I then shoot several magazines focusing on trigger control, which, as previously stated, is one area where dry fire does not suffice. I start at 10 feet, shooting 3 x 5 cards, going agonizingly slow, trying to shoot one jagged hole. I focus completely on what my hands are doing, making them control the trigger and not milking the entire grip, find the reset point and then smoothly pressing through the trigger action. I also take note of my body position, making sure my shoulders are over my toes. I move back 5 yards at a time, shooting 3 rounds at each distance, trying to stay on the 3 x 5 card, concentrating on “sight, press.” I work my way back to 25 yards. By this time, I have fired 100 rounds, give or take, so if the ammo supply is low, I stop.

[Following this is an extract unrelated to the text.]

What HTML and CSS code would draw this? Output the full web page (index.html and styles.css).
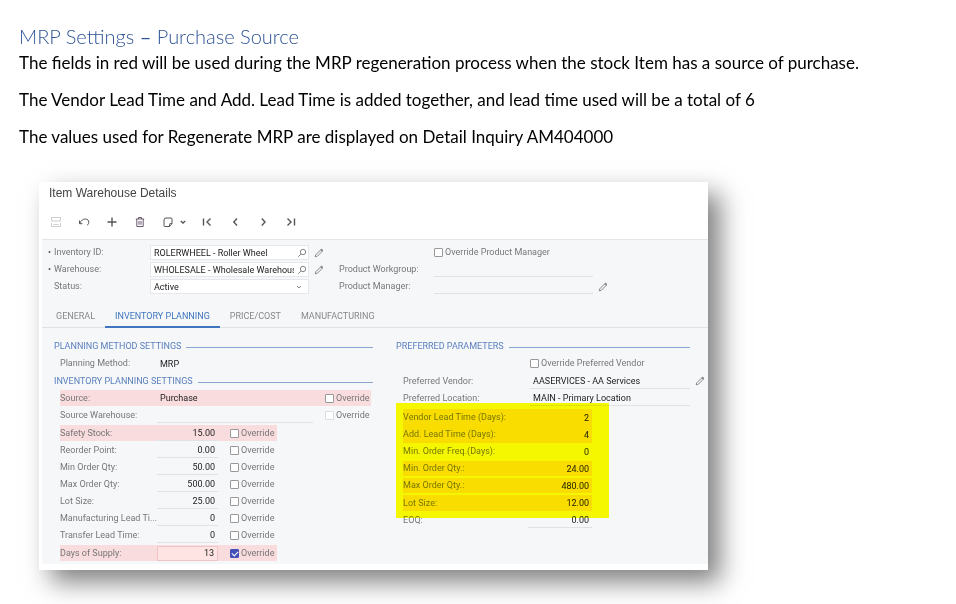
FILE: index.html
```
<!DOCTYPE html>
<html lang="en">
<head>
    <meta charset="UTF-8">
    <meta name="viewport" content="width=device-width, initial-scale=1.0">
    <title>MRP Settings – Purchase Source</title>
    <link rel="stylesheet" href="styles.css">
</head>
<body>
    <svg class="sprite" aria-hidden="true">
        <symbol id="pencil" viewBox="0 0 10 10">
            <path d="M1.200 8.800l.6-2L6.500 2.100 8 3.600 3.300 8.300z" />
            <path class="tip" d="M6.800 1.800l.8-.8L9 2.400l-.8.8z" />
        </symbol>
        <symbol id="search" viewBox="0 0 10 10">
            <circle cx="6" cy="4" r="2.700" />
            <path d="M4 6L1.200 8.800" />
        </symbol>
    </svg>

    <main class="page">
        <h1>MRP Settings <b>–</b> Purchase Source</h1>
        <p>The fields in red will be used during the MRP regeneration process when the stock Item has a source of purchase.</p>
        <p>The Vendor Lead Time and Add. Lead Time is added together, and lead time used will be a total of 6</p>
        <p>The values used for Regenerate MRP are displayed on Detail Inquiry AM404000</p>

        <section class="panel">
            <h2 class="panel-title">Item Warehouse Details</h2>

            <div class="toolbar">
                <button class="faded" aria-label="Save"><svg viewBox="0 0 12 12"><path d="M1.500 1.500h9v3.500h-9zM1.500 7v3.500h9V7M3.500 8.500h5" /></svg></button>
                <button aria-label="Undo"><svg viewBox="0 0 12 12"><path d="M1.500 4.500v3.200h3M1.800 7.500C3 4.500 5 3 7.300 3c2.400 0 3.500 1.600 3.500 3.300 0 1.300-.8 2.400-1.800 3" /></svg></button>
                <button aria-label="Add"><svg class="bold" viewBox="0 0 12 12"><path d="M6 1.500v9M1.500 6h9" /></svg></button>
                <button class="delete" aria-label="Delete"><svg viewBox="0 0 12 12"><path d="M1.800 3h8.400M4.500 3V1.500h3V3M2.800 3v7.500h6.400V3M5 5v3.800M7 5v3.800" /></svg></button>
                <button aria-label="Copy"><svg viewBox="0 0 12 12"><path d="M4 2h5q1 0 1 1v4.500L7.500 10.500H3q-1 0-1-1V4q0-2 2-2zM10 7.500H8.500q-1 0-1 1v2" /></svg></button>
                <button class="caret" aria-label="Copy options"><svg class="bold" viewBox="0 0 12 12"><path d="M3.800 5L6 7l2.200-2" /></svg></button>
                <button aria-label="First"><svg class="bold" viewBox="0 0 12 12"><path d="M2.500 2.500v7M9.500 2.500L6 6l3.500 3.500" /></svg></button>
                <button aria-label="Previous"><svg class="bold" viewBox="0 0 12 12"><path d="M8 2.500L4.800 6 8 9.500" /></svg></button>
                <button aria-label="Next"><svg class="bold" viewBox="0 0 12 12"><path d="M4.800 2.500L8 6 4.800 9.500" /></svg></button>
                <button aria-label="Last"><svg class="bold" viewBox="0 0 12 12"><path d="M2.500 2.500L6 6 2.500 9.500M9.500 2.500v7" /></svg></button>
            </div>

            <div class="panel-body">
                <div class="summary">
                    <label class="required" for="inventory">Inventory ID:</label>
                    <div class="box"><input id="inventory" value="ROLERWHEEL - Roller Wheel"><svg class="icon"><use href="#search" /></svg></div>
                    <svg class="icon edit"><use href="#pencil" /></svg>
                    <label class="check start-5"><input type="checkbox">Override Product Manager</label>

                    <label class="required" for="warehouse">Warehouse:</label>
                    <div class="box"><input id="warehouse" value="WHOLESALE - Wholesale Warehouse"><svg class="icon"><use href="#search" /></svg></div>
                    <svg class="icon edit"><use href="#pencil" /></svg>
                    <label for="workgroup">Product Workgroup:</label>
                    <input class="line" id="workgroup">

                    <label class="start-1" for="status">Status:</label>
                    <div class="box select">
                        <select id="status"><option>Active</option></select>
                        <svg class="icon" viewBox="0 0 10 10"><path d="M3 4l2 2 2-2" /></svg>
                    </div>
                    <label class="start-4" for="manager">Product Manager:</label>
                    <input class="line" id="manager">
                    <svg class="icon edit"><use href="#pencil" /></svg>
                </div>

                <nav class="tabs">
                    <a href="#general">GENERAL</a>
                    <a class="active" href="#planning">INVENTORY PLANNING</a>
                    <a href="#price">PRICE/COST</a>
                    <a href="#manufacturing">MANUFACTURING</a>
                </nav>

                <div class="columns">
                    <div>
                        <h3>PLANNING METHOD SETTINGS</h3>
                        <div class="row wide">
                            <label for="method">Planning Method:</label>
                            <input id="method" value="MRP">
                        </div>
                        <h3 class="tight">INVENTORY PLANNING SETTINGS</h3>
                        <div class="row wide tall red">
                            <label for="source">Source:</label>
                            <input id="source" value="Purchase">
                            <label class="check"><input type="checkbox">Override</label>
                        </div>
                        <div class="row wide">
                            <label for="source-wh">Source Warehouse:</label>
                            <input class="line" id="source-wh">
                            <label class="check"><input type="checkbox" disabled>Override</label>
                        </div>
                        <div class="row tall red">
                            <label for="safety">Safety Stock:</label>
                            <input class="line number" id="safety" value="15.00">
                            <label class="check"><input type="checkbox">Override</label>
                        </div>
                        <div class="row">
                            <label for="reorder">Reorder Point:</label>
                            <input class="line number" id="reorder" value="0.00">
                            <label class="check"><input type="checkbox">Override</label>
                        </div>
                        <div class="row">
                            <label for="min-qty">Min Order Qty:</label>
                            <input class="line number" id="min-qty" value="50.00">
                            <label class="check"><input type="checkbox">Override</label>
                        </div>
                        <div class="row">
                            <label for="max-qty">Max Order Qty:</label>
                            <input class="line number" id="max-qty" value="500.00">
                            <label class="check"><input type="checkbox">Override</label>
                        </div>
                        <div class="row">
                            <label for="lot">Lot Size:</label>
                            <input class="line number" id="lot" value="25.00">
                            <label class="check"><input type="checkbox">Override</label>
                        </div>
                        <div class="row">
                            <label for="mfg-lead">Manufacturing Lead Ti...</label>
                            <input class="line number" id="mfg-lead" value="0">
                            <label class="check"><input type="checkbox">Override</label>
                        </div>
                        <div class="row">
                            <label for="transfer">Transfer Lead Time:</label>
                            <input class="line number" id="transfer" value="0">
                            <label class="check"><input type="checkbox">Override</label>
                        </div>
                        <div class="row tall red">
                            <label for="supply">Days of Supply:</label>
                            <input class="line number editable" id="supply" value="13">
                            <label class="check"><input type="checkbox" checked>Override</label>
                        </div>
                    </div>

                    <div>
                        <h3>PREFERRED PARAMETERS</h3>
                        <div class="param">
                            <label class="check start-2"><input type="checkbox">Override Preferred Vendor</label>
                        </div>
                        <div class="param tall">
                            <label for="vendor">Preferred Vendor:</label>
                            <input class="line" id="vendor" value="AASERVICES - AA Services">
                            <svg class="icon edit"><use href="#pencil" /></svg>
                        </div>
                        <div class="param">
                            <label for="location">Preferred Location:</label>
                            <input class="line" id="location" value="MAIN - Primary Location">
                        </div>
                        <div class="marker">
                            <div class="amount tinted joined">
                                <label for="vendor-lead">Vendor Lead Time (Days):</label>
                                <input class="number" id="vendor-lead" value="2">
                            </div>
                            <div class="amount tinted joined">
                                <label for="add-lead">Add. Lead Time (Days):</label>
                                <input class="number" id="add-lead" value="4">
                            </div>
                            <div class="amount">
                                <label for="order-freq">Min. Order Freq.(Days):</label>
                                <input class="number" id="order-freq" value="0">
                            </div>
                            <div class="amount tinted">
                                <label for="p-min">Min. Order Qty.:</label>
                                <input class="number" id="p-min" value="24.00">
                            </div>
                            <div class="amount tinted">
                                <label for="p-max">Max Order Qty.:</label>
                                <input class="number" id="p-max" value="480.00">
                            </div>
                            <div class="amount tinted tall">
                                <label for="p-lot">Lot Size:</label>
                                <input class="number" id="p-lot" value="12.00">
                            </div>
                        </div>
                        <div class="amount">
                            <label for="eoq">EOQ:</label>
                            <input class="line number" id="eoq" value="0.00">
                        </div>
                    </div>
                </div>
            </div>
        </section>
    </main>
</body>
</html>
```

FILE: styles.css
```
* {
    box-sizing: border-box;
}

body {
    margin: 0;
    background: #fff;
    color: #000;
    font-family: Lato, sans-serif;
}

.sprite {
    position: absolute;
    width: 0;
    height: 0;
}

.page {
    min-height: 100vh;
    padding: 22px 19px 32px;
}

h1 {
    margin: 0;
    font-size: 20px;
    font-weight: 300;
    line-height: 28px;
    color: #2f5496;
}

h1 b {
    font-weight: 400;
}

p {
    margin: 0 0 11px;
    font-size: 17px;
    line-height: 26px;
}

/* screen panel */

.panel {
    width: 70vw;
    min-width: 560px;
    margin: 32px 0 0 20px;
    padding: 0 0 6px 3px;
    background: #fff;
    box-shadow: 12px 12px 24px rgba(0, 0, 0, 0.5);
    font-family: Roboto, Arial, sans-serif;
    font-size: 9px;
    color: #777;
}

.panel-title {
    margin: 0;
    padding-left: 7px;
    font-family: "Liberation Sans", Arial, sans-serif;
    font-size: 12px;
    font-weight: 400;
    line-height: 22px;
    color: #444;
}

svg {
    fill: none;
    stroke: currentColor;
}

.toolbar {
    display: flex;
    align-items: center;
    height: 35px;
}

.toolbar button {
    display: flex;
    justify-content: center;
    width: 28px;
    padding: 0;
    border: none;
    background: none;
    color: #555;
}

.toolbar svg {
    width: 12px;
    height: 12px;
}

.toolbar .bold {
    stroke-width: 1.4;
}

.toolbar .faded {
    color: #ccc;
}

.toolbar .delete {
    color: #6b5a70;
}

.toolbar .caret {
    width: 12px;
    margin-right: 4px;
    margin-left: -5px;
}

.panel-body {
    padding-bottom: 2px;
    border-top: 1px solid #e4e5e8;
    background: #f5f7f9;
}

.summary {
    display: grid;
    grid-template-columns: 102px minmax(0, 159fr) 30px 95px minmax(0, 159fr) minmax(0, 115fr);
    grid-auto-rows: 17px;
    align-items: center;
    padding: 4px 0 12px 6px;
}

.required::before {
    content: "•";
    display: inline-block;
    width: 6px;
    color: #555;
}

.start-1 {
    grid-column: 1;
    padding-left: 6px;
}

.start-2 {
    grid-column: 2;
}

.start-4 {
    grid-column: 4;
}

.start-5 {
    grid-column: 5 / 7;
}

label {
    overflow: hidden;
    white-space: nowrap;
    line-height: 15px;
}

input,
select {
    width: 100%;
    min-width: 0;
    height: 15px;
    padding: 0 3px;
    border: none;
    border-radius: 0;
    background: none;
    font: inherit;
    color: #222;
}

select {
    appearance: none;
}

.line {
    border-bottom: 1px solid #e0e2e5;
}

.box {
    display: flex;
    align-items: center;
    height: 15px;
    padding-right: 1px;
    border: 1px solid #e6e7ea;
    background: #fff;
}

.icon {
    flex: none;
    width: 10px;
    height: 10px;
    color: #888;
}

.tip {
    fill: currentColor;
}

.select .icon {
    margin-right: 3px;
}

.edit {
    margin-left: 5px;
}

.check {
    display: flex;
    align-items: center;
    gap: 2px;
}

.check input {
    appearance: none;
    flex: none;
    width: 9px;
    height: 9px;
    margin: 0;
    padding: 0;
    border: 1px solid #999;
    border-radius: 1px;
    background: #fff;
}

.check input:checked {
    position: relative;
    border-color: #4350b8;
    background: #4350b8;
}

.check input:checked::after {
    content: "";
    position: absolute;
    top: 0;
    left: 2px;
    width: 3px;
    height: 5px;
    border: solid #fff;
    border-width: 0 1px 1px 0;
    transform: rotate(45deg);
}

.check input:disabled {
    border-color: #ddd;
}

/* tabs */

.tabs {
    display: flex;
    padding-left: 4px;
    border-bottom: 1px solid #e0e2e6;
}

.tabs a {
    padding: 0 10px;
    margin-bottom: -1px;
    border-bottom: 2px solid transparent;
    color: #888;
    line-height: 19px;
    text-decoration: none;
}

.tabs .active {
    border-color: #3f76bd;
    color: #3f76bd;
}

/* tab content */

.columns {
    display: grid;
    grid-template-columns: minmax(0, 319fr) minmax(0, 294fr);
    column-gap: 23px;
    padding: 9px 18px 0 12px;
}

h3 {
    display: flex;
    align-items: center;
    gap: 5px;
    height: 18px;
    margin: 0;
    font-size: 9px;
    font-weight: 400;
    white-space: nowrap;
    color: #5a7fbd;
}

h3::after {
    content: "";
    flex: 1;
    height: 1px;
    margin-top: 3px;
    background: #8aa6d0;
}

.tight {
    height: 17px;
}

.row {
    display: grid;
    grid-template-columns: 97px 61px 47px;
    align-items: center;
    width: fit-content;
    height: 17px;
    margin-left: 6px;
    padding-right: 12px;
}

.row .check {
    margin-right: -12px;
    margin-left: 12px;
}

.wide {
    grid-template-columns: 97px minmax(0, 1fr) 46px;
    width: auto;
    margin-right: 2px;
}

.red {
    border: solid transparent;
    border-width: 1px 0;
    background: #f9dcdd padding-box;
}

.number {
    text-align: right;
}

.editable {
    border: 1px solid #f0c4c6;
    background: #ffe4e4;
}

.param {
    display: grid;
    grid-template-columns: 127px minmax(0, 1fr) 0;
    align-items: center;
    height: 17px;
    margin-left: 7px;
}

/* highlighter stroke laid over the order settings */

.marker {
    position: relative;
    width: fit-content;
    margin-top: 2px;
}

.marker::after {
    content: "";
    position: absolute;
    inset: -6px -17px -6px 0;
    background: #ff0;
    mix-blend-mode: multiply;
    pointer-events: none;
}

.amount {
    display: grid;
    grid-template-columns: 125px 64px;
    align-items: center;
    width: fit-content;
    height: 17px;
    margin-left: 7px;
}

.tinted {
    border: solid transparent;
    border-width: 1px 0;
    background: #f9dcdd padding-box;
}

.joined {
    border: none;
}

.tall {
    height: 18px;
}
```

If I have additional ammo available, I then work on delivering the gun to the target from one of several “ready” positions, ensuring the delivery is consistent and feels smooth…no bounce at the end. The felt aspects of shooting are grossly under-rated. I then move to the draw stroke, making sure it’s consistent and direct to the target. Think of the draw stroke as an upside-down L with the gun coming up and out from the holster, directly to the target. A good draw is one that arrives where you are looking.
Lateral movement can be part of this drill and I try to move until I am ready to shoot…somewhere around 10 feet. I also work on picking up the front sight in my field of vision as quickly as possible. Make sure you practice with the same carry gear that you use daily, including a concealing garment. Add a few drills, which simulate combat conditions, while kneeling or from extreme close quarters, and you will have a reasonable 200-round practice session.
No, these drills do not account for all of what might happen in a gunfight, but understand there’s no way to prepare for every potential conflict. History has shown that the person who prevails in armed conflict is the one who can keep his head and decide which of their practiced skills will solve the problem at hand. The student that never practices is the one who will fail to decide. Stay safe, stay alert and practice your skills often. Oh yeah…thanks for checking in!